Окончательно уяснив, что мне никогда не стать тем, кем она хочет меня видеть, я ушел от нее. Не скажу, чтобы я при этом не мучился, не опасался одиночества и какой-то потери человеческого качества, способной низвести меня на уровень отщепенца, изгоя, скажу еще определеннее - грязного и вонючего бродяги. Но мое деяние было тем более разумно и тем лучше для женщины, чьи ожидания я обманул, что экономическое положение в стране стало ухудшаться просто катастрофически, наружу выступила жуткая нужда народа, всюду вдруг расселившая нищих с немыслимыми, картинными язвами и субъектов с чудовищными пороками, и элементарный расчет показывал, что я могу быть только обузой для особы, которая еще надеялась вести достойное существование и даже преуспевать всем бедам и всем погубителям России назло. Ее наш разрыв тоже мучил, да еще подлило масла в огонь то обстоятельство, что я, а не она, выступил инициатором развода, я, иждивенец, приживал, которому бы сидеть и не рыпаться, а не она, смирившаяся перед своей обреченностью на крестные муки, героическая, достойная во всех отношениях. Выслушав мою хорошо продуманную "разъединительную" речь, она долго сидела с окаменевшим лицом, и я думал, она либо свалится в обморок, либо бросится на меня и выцарапает мне глаза; однако не случилось ни того, ни другого, она только кивнула и сказала: ладно, поступай как знаешь. Превосходная женщина!

Я вернулся в свой дом на окраине и с головой ушел в чтение книг.
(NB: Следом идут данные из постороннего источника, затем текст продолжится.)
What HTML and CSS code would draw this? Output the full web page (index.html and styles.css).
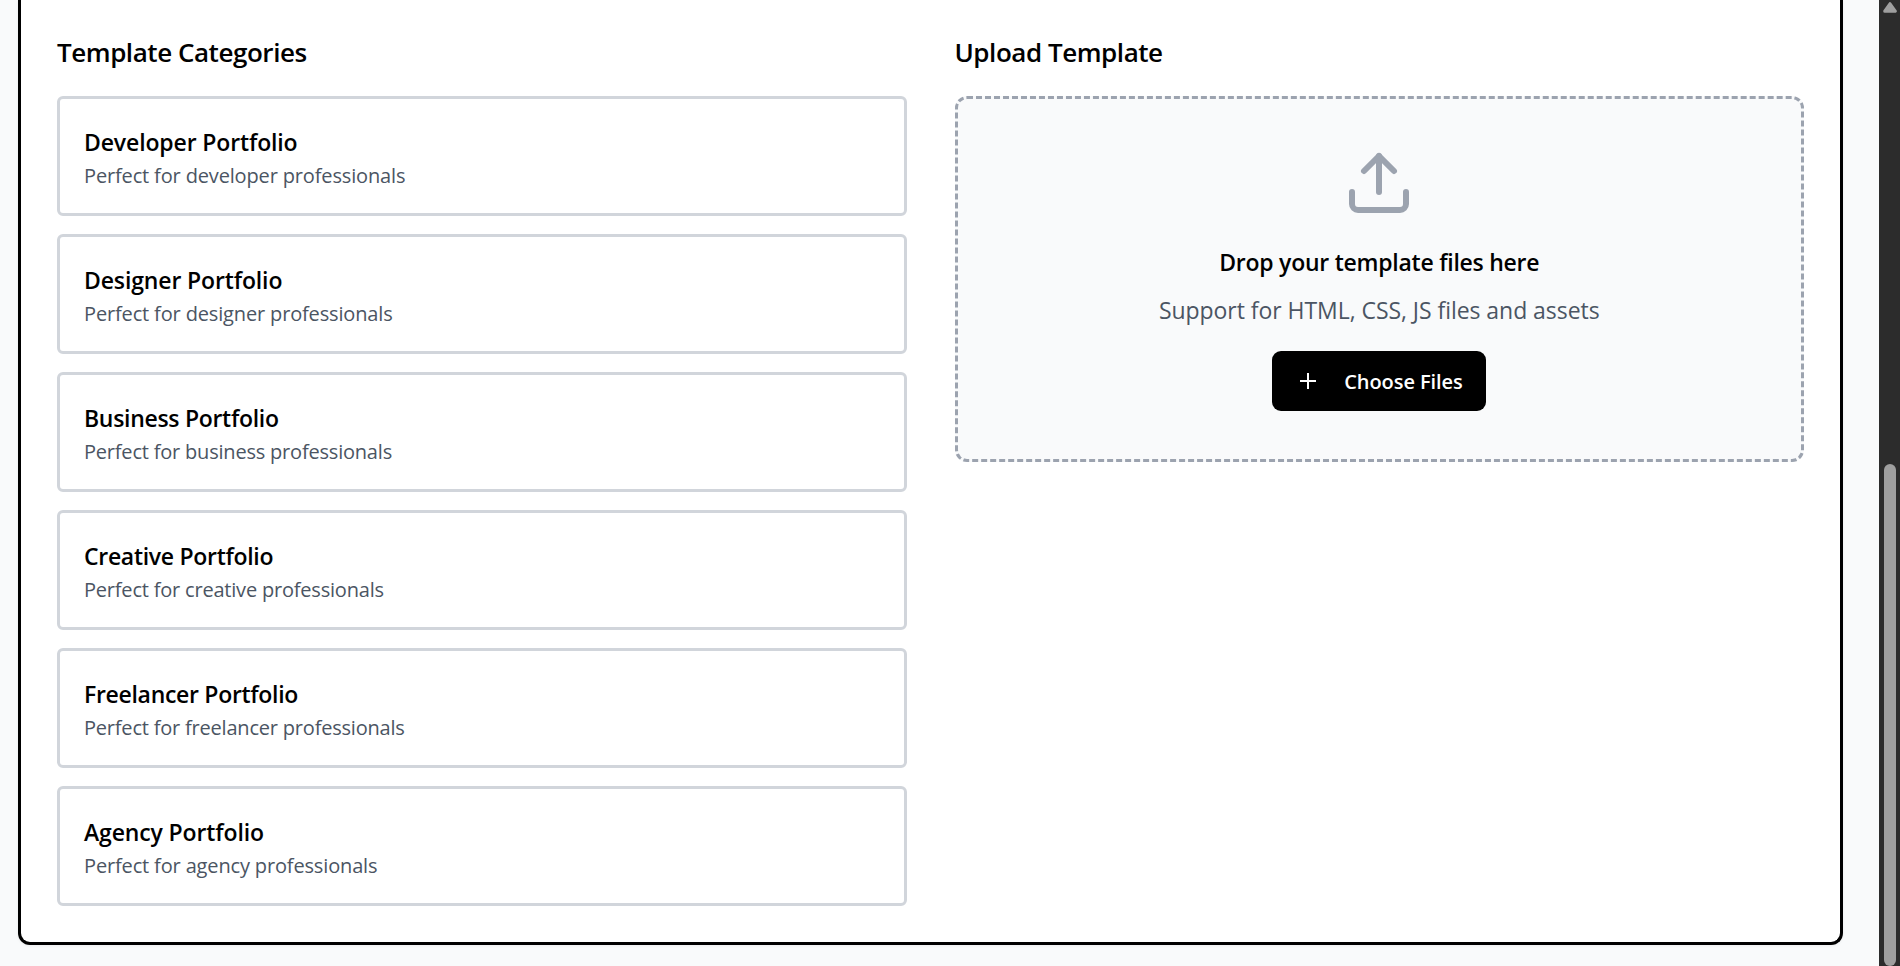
FILE: index.html
```html
<!DOCTYPE html>
<html lang="en">
<head>
<meta charset="utf-8">
<title>Template Categories</title>
<link rel="stylesheet" href="styles.css">
</head>
<body>
<div class="viewport">
  <main class="page">
    <section class="panel">
      <div class="column">
        <h3 class="heading">Template Categories</h3>
        <div class="cards">
          <article class="card card-wide"><h4 class="card-title">Developer Portfolio</h4><p class="card-text">Perfect for developer professionals</p></article>
          <article class="card card-wide"><h4 class="card-title">Designer Portfolio</h4><p class="card-text">Perfect for designer professionals</p></article>
          <article class="card"><h4 class="card-title">Business Portfolio</h4><p class="card-text">Perfect for business professionals</p></article>
          <article class="card"><h4 class="card-title">Creative Portfolio</h4><p class="card-text">Perfect for creative professionals</p></article>
          <article class="card"><h4 class="card-title">Freelancer Portfolio</h4><p class="card-text">Perfect for freelancer professionals</p></article>
          <article class="card card-wide"><h4 class="card-title">Agency Portfolio</h4><p class="card-text">Perfect for agency professionals</p></article>
        </div>
      </div>
      <div class="column">
        <h3 class="heading">Upload Template</h3>
        <div class="dropzone">
          <svg class="upload-icon" viewBox="0 0 24 24" fill="none" stroke="currentColor" stroke-width="2" stroke-linecap="round" stroke-linejoin="round"><path d="M21 15v4a2 2 0 0 1-2 2H5a2 2 0 0 1-2-2v-4"/><path d="M17 8l-5-5-5 5"/><path d="M12 3v12"/></svg>
          <h4 class="drop-title">Drop your template files here</h4>
          <p class="drop-text">Support for HTML, CSS, JS files and assets</p>
          <button class="choose" type="button">
            <svg class="plus-icon" viewBox="0 0 24 24" fill="none" stroke="currentColor" stroke-width="2"><path d="M4 12h16M12 4v16"/></svg>
            <span class="choose-label">Choose Files</span>
          </button>
        </div>
      </div>
    </section>
  </main>
  <div class="scrollbar">
    <svg class="scroll-arrow" viewBox="0 0 14 11"><path d="M7 1.8L12.2 9.2H1.8Z" fill="#9f9f9f" stroke="#9f9f9f" stroke-width="3.2" stroke-linejoin="round"/></svg>
    <div class="thumb"></div>
  </div>
</div>
</body>
</html>
```
FILE: styles.css
```css
* { box-sizing: border-box; margin: 0; padding: 0; }
body { font-family: "Open Sans", "Noto Sans", sans-serif; color: #000; background: #f9fafb; }
.viewport { display: flex; height: 966px; overflow: hidden; }
.page { flex: 1; padding: 0 36px 21px 18px; background: #f9fafb; }
.panel {
  display: grid;
  grid-template-columns: 1fr 1fr;
  gap: 48px;
  height: 945px;
  padding: 36px 36px 0;
  background: #fff;
  border: 3px solid #000;
  border-top: 0;
  border-radius: 0 0 12px 12px;
  box-shadow: 0 1px 3px rgba(0, 0, 0, 0.06);
}
.heading { height: 36px; margin-bottom: 24px; font-size: 26px; line-height: 32px; font-weight: 600; letter-spacing: -0.45px; white-space: nowrap; }
.cards { display: flex; flex-direction: column; gap: 18px; }
.card { height: 120px; padding: 25px 24px 20px; border: 3px solid #d1d5db; border-radius: 6px; background: #fff; }
.card-title { font-size: 23px; line-height: 36px; font-weight: 600; letter-spacing: -0.3px; }
.card-wide .card-title { letter-spacing: -0.13px; }
.card-text { font-size: 20px; line-height: 32px; color: #4b5563; letter-spacing: -0.2px; }
.card-wide .card-text { letter-spacing: -0.15px; }
.dropzone {
  display: flex;
  flex-direction: column;
  align-items: center;
  height: 366px;
  padding: 45px 48px;
  padding-top: 48px;
  background: #f9fafb;
  border: 3px dashed #9ca3af;
  border-radius: 12px;
}
.upload-icon { width: 72px; height: 72px; margin-bottom: 25px; color: #9ca3af; }
.drop-title { margin-bottom: 12px; font-size: 23px; line-height: 36px; font-weight: 600; letter-spacing: -0.25px; white-space: nowrap; }
.drop-text { margin-bottom: 23px; font-size: 23px; line-height: 36px; color: #4b5563; letter-spacing: -0.05px; white-space: nowrap; }
.choose {
  display: flex;
  align-items: center;
  gap: 24px;
  width: 214px;
  height: 60px;
  padding: 0 24px;
  background: #000;
  color: #fff;
  border: 0;
  border-radius: 9px;
  font: 600 20px/30px "Open Sans", "Noto Sans", sans-serif;
  letter-spacing: -0.08px;
  white-space: nowrap;
}
.plus-icon { flex: none; width: 24px; height: 24px; }
.choose-label { padding-top: 2px; }
.scrollbar { display: flex; flex-direction: column; align-items: center; width: 21px; background: #2c2c2c; }
.scroll-arrow { width: 14px; height: 11px; margin: 2px 0 451px; }
.thumb { width: 12px; height: 502px; background: #9f9f9f; border-radius: 6px; }
```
Именно такой образ жизни и представлялся мне идеальным. Я вообще люблю деревянные дома, о книгах же и говорить нечего, и библиотека, пожалуй, единственное место, где меня не огорчает мысль, что моя жизнь может подзатянуться. У меня часто бывает страшная апатия, пропадает всякое желание жить, и я подумываю о самоубийстве, обмозговываю способ сравнительно безболезненного истребления в себе бытия, но порой достаточно вспомнить о книгах, о книжных магазинах, о внушительности моей личной библиотеки, как мной овладевает желание жить и жить, жажда тихой, укромной читательской жизни, склоненной, при мягком свете настольной лампы, над раскрытой книгой. Я много думаю о смерти, но не придумал ничего, чем превзошел бы других мыслителей; кажется, я довольно отважен перед неотвратимым уделом всего живого, а что до выкладок о моем собственном будущем конце, они так или иначе сводятся к пожеланию, чтобы я почил в том самом доме, который достался мне от родителей, по крайней мере непременно в деревянном доме, а не на улице или в больнице, и чтобы костлявая застала меня за чтением книги и взяла тихо, не причиняя чрезмерных страданий. Все это очень девственно, романтично, благостно. Случалось, я до одури начинял себя воззрениями на свою жизнь как на исполнение некой особой читательской воли, и тогда грань между жизнью и смертью трогательнейшим образом стиралась в моем воображении, я бродил по дому рыхлый и слабый, разнежившийся, отдавший всю энергию миру, делу, служению благородной цели, источивший ее всю на волны, которые уже сами несли меня к сокровенному, заветному идеалу, к Богу, в вечность.